I'm a 23 M, and I have this 20 female friend. She suffers from severe mental illnesses, ranging from anxiety to the point of paranoia, depression, self esteem issues, self injurious behavior, bipolar disorder, body dysmorphia, and everything else in the book. She once freaked out at a party, and I tried to comfort her by giving her my jacket, and trying to talk her through why she feels this way. We aren't really close, but she later told me she appreciated that. That incident inspired me to write something about beauty and fragility, which becomes kinda relevant later.

She then started sharing random information out of nowhere, such as the fact that she hooked up with somebody, and texting me things without context. One example is when she asked me if I had this very specific tool. This is strange because she knows I live far away from her. Another example is when she revealed to me that she is a lesbian after her boyfriend broke up with her, but after they got back together she still insists that she is a lesbian. And I didn't want to let her know that these behaviors made me confused and uncomfortable, because of how fragile she is.

She hung out with me while I was going through a breakup, and I appreciated the company. It was strange though, because she barely said a word throughout. This was usually how our hangouts went, as she usually initiated, but she didn't seem like she wanted to be there. And all this culminated in her texting me at around 10pm that she was not okay. I asked if she needed me to come, and she said yes. She asked me to bring gauze, but quickly unsent it. When I got there, she was clutching her belly, but I didn't notice any blood anywhere. She was dead silent, so I tried to act as if things were normal, and asked if she wanted to go to a night mall area which she agreed to. But she wouldn't talk to me at all.

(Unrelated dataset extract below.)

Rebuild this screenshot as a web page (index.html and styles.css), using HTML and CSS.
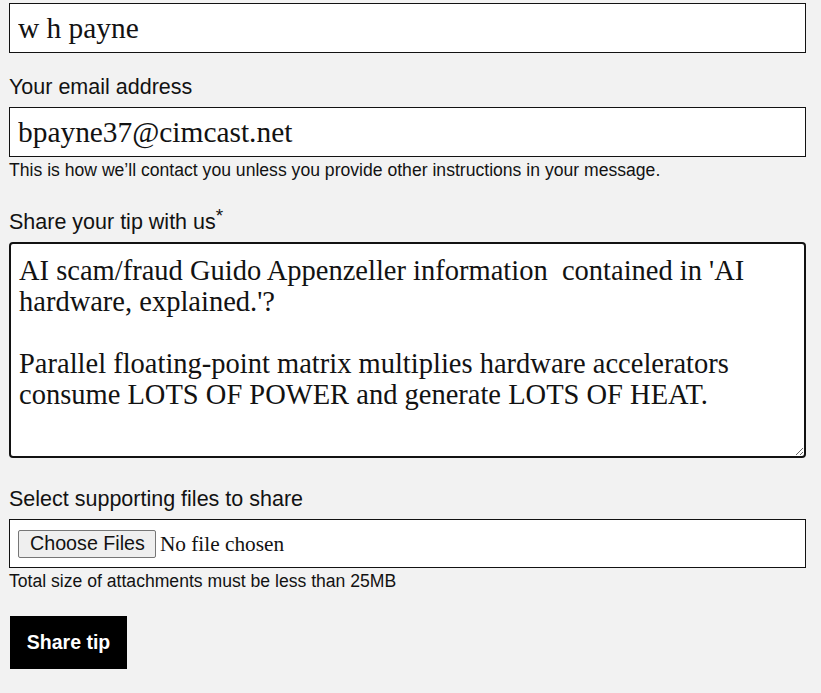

I mentioned that I saw the comment about gauze, and I asked if she was okay, but she wouldn't speak. Eventually I asked if she needed to go to CVS, and she said yes, and that she needed me to pay bc she didn't have her wallet. I paid, because I wasn't about to leave my friend bleeding out, but she hasn't repaid the $30 I spent, even though I asked her I'd prefer if she did. I drove her around the city, but she wouldn't speak to me at all, so I showed her the piece that I wrote about her. I then played her some songs that I like in an attempt to cheer her up, some of which were love songs. She then said she wants to go home, and so I drove her back.

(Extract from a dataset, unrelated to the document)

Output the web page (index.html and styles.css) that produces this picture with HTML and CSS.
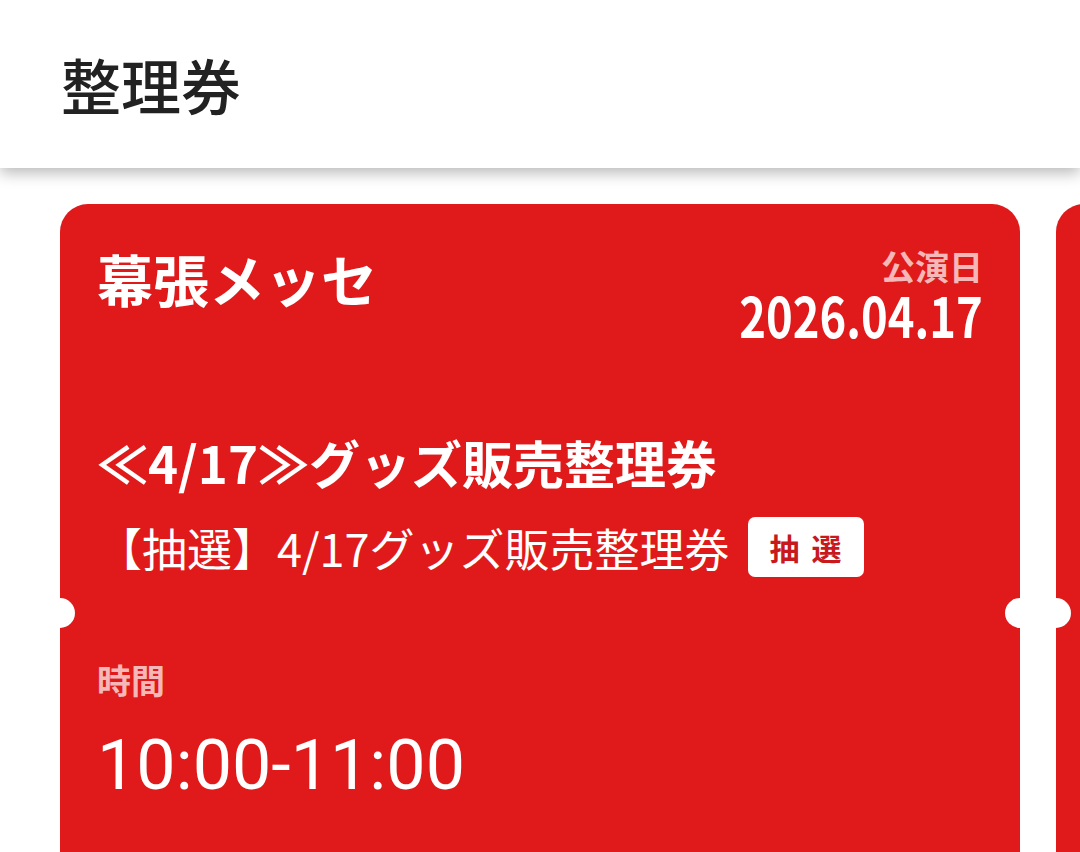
FILE: index.html
```html
<!DOCTYPE html>
<html lang="ja">
<head>
<meta charset="utf-8">
<title>整理券</title>
<link rel="stylesheet" href="styles.css">
</head>
<body>
<header class="app-bar">
  <h1 class="app-title">整理券</h1>
</header>
<main class="ticket-strip">
  <section class="ticket">
    <div class="ticket-head">
      <h2 class="venue">幕張メッセ</h2>
      <div class="show-date">
        <div class="label">公演日</div>
        <div class="date">2026.04.17</div>
      </div>
    </div>
    <h3 class="ticket-name">≪4/17≫グッズ販売整理券</h3>
    <div class="ticket-sub">
      <span class="sub-text">【抽選】4/17グッズ販売整理券</span>
      <span class="badge">抽選</span>
    </div>
    <div class="time-block">
      <div class="label">時間</div>
      <div class="time">10:00-11:00</div>
    </div>
  </section>
  <section class="ticket ticket-next" aria-hidden="true"></section>
</main>
</body>
</html>
```

FILE: styles.css
```css
html, body {
  margin: 0;
  padding: 0;
  overflow: hidden;
  background: #ffffff;
}
body {
  font-family: "Noto Sans CJK JP", "Noto Sans", Roboto, sans-serif;
  width: 1080px;
  height: 852px;
}
.app-bar {
  position: relative;
  z-index: 2;
  height: 168px;
  background: #ffffff;
  display: flex;
  align-items: center;
  padding-left: 61px;
  box-shadow: 0 5px 14px rgba(0, 0, 0, 0.28);
}
.app-title {
  margin: 0;
  font-size: 60px;
  line-height: 1;
  font-weight: 500;
  color: #222222;
}
.ticket-strip {
  display: flex;
  gap: 36px;
  padding: 36px 0 0 60px;
  overflow: hidden;
}
.ticket {
  position: relative;
  flex: 0 0 960px;
  box-sizing: border-box;
  min-height: 720px;
  background: #e01a1a;
  border-radius: 28px;
  padding: 46px 37px 0 37px;
  color: #ffffff;
}
.ticket::before,
.ticket::after {
  content: "";
  position: absolute;
  top: 394px;
  width: 30px;
  height: 30px;
  border-radius: 50%;
  background: #ffffff;
}
.ticket::before { left: -15px; }
.ticket::after { right: -15px; }
.ticket-head {
  display: flex;
  justify-content: space-between;
  align-items: flex-start;
}
.venue {
  margin: 0;
  font-size: 56px;
  line-height: 1;
  font-weight: 700;
}
.show-date {
  display: flex;
  flex-direction: column;
  align-items: flex-end;
  margin-top: -1px;
}
.label {
  font-size: 34px;
  line-height: 1;
  font-weight: 700;
  color: rgba(255, 255, 255, 0.7);
}
.date {
  margin-top: 3px;
  font-size: 56px;
  line-height: 1;
  font-weight: 700;
  transform: scaleX(0.81);
  transform-origin: right center;
}
.ticket-name {
  margin: 95px 0 0 0;
  font-size: 51px;
  line-height: 1;
  font-weight: 700;
}
.ticket-sub {
  display: flex;
  align-items: center;
  gap: 18px;
  margin-top: 29px;
}
.sub-text {
  font-size: 45px;
  line-height: 1;
  font-weight: 400;
}
.badge {
  display: inline-flex;
  align-items: center;
  height: 60px;
  box-sizing: border-box;
  padding: 0 10px 0 22px;
  background: #ffffff;
  color: #c8191c;
  border-radius: 7px;
  font-size: 30px;
  font-weight: 700;
  letter-spacing: 12px;
}
.time-block {
  margin-top: 86px;
}
.time {
  margin-top: 33px;
  font-family: Roboto, "Noto Sans", sans-serif;
  font-size: 70px;
  line-height: 1;
  font-weight: 400;
}
```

Lately she hasn't been talking to me, and it seems like she doesn't like me anymore. I hung out with her and a couple other people, and she didn't want to talk to me at all.

How should I have handled this situation? I've never had to help somebody who was self harming, and the fact that she refused to open up to me, yet she simultaneously trusted me enough to contact me in this situation was incredibly confusing to me. To be honest, I don't feel incredibly close to her, and I suspect she feels the same way. But she seems to be wanting to force some sort of friendship to happen, and I didn't want to just leave her hanging in a time of need. I don't think I want to be friends with her, because she gives me so much anxiety.

TLDR: I have a female friend who tried to be close too fast, and it culminated in her asking me for help during a mental health crisis. Now she won't talk to me.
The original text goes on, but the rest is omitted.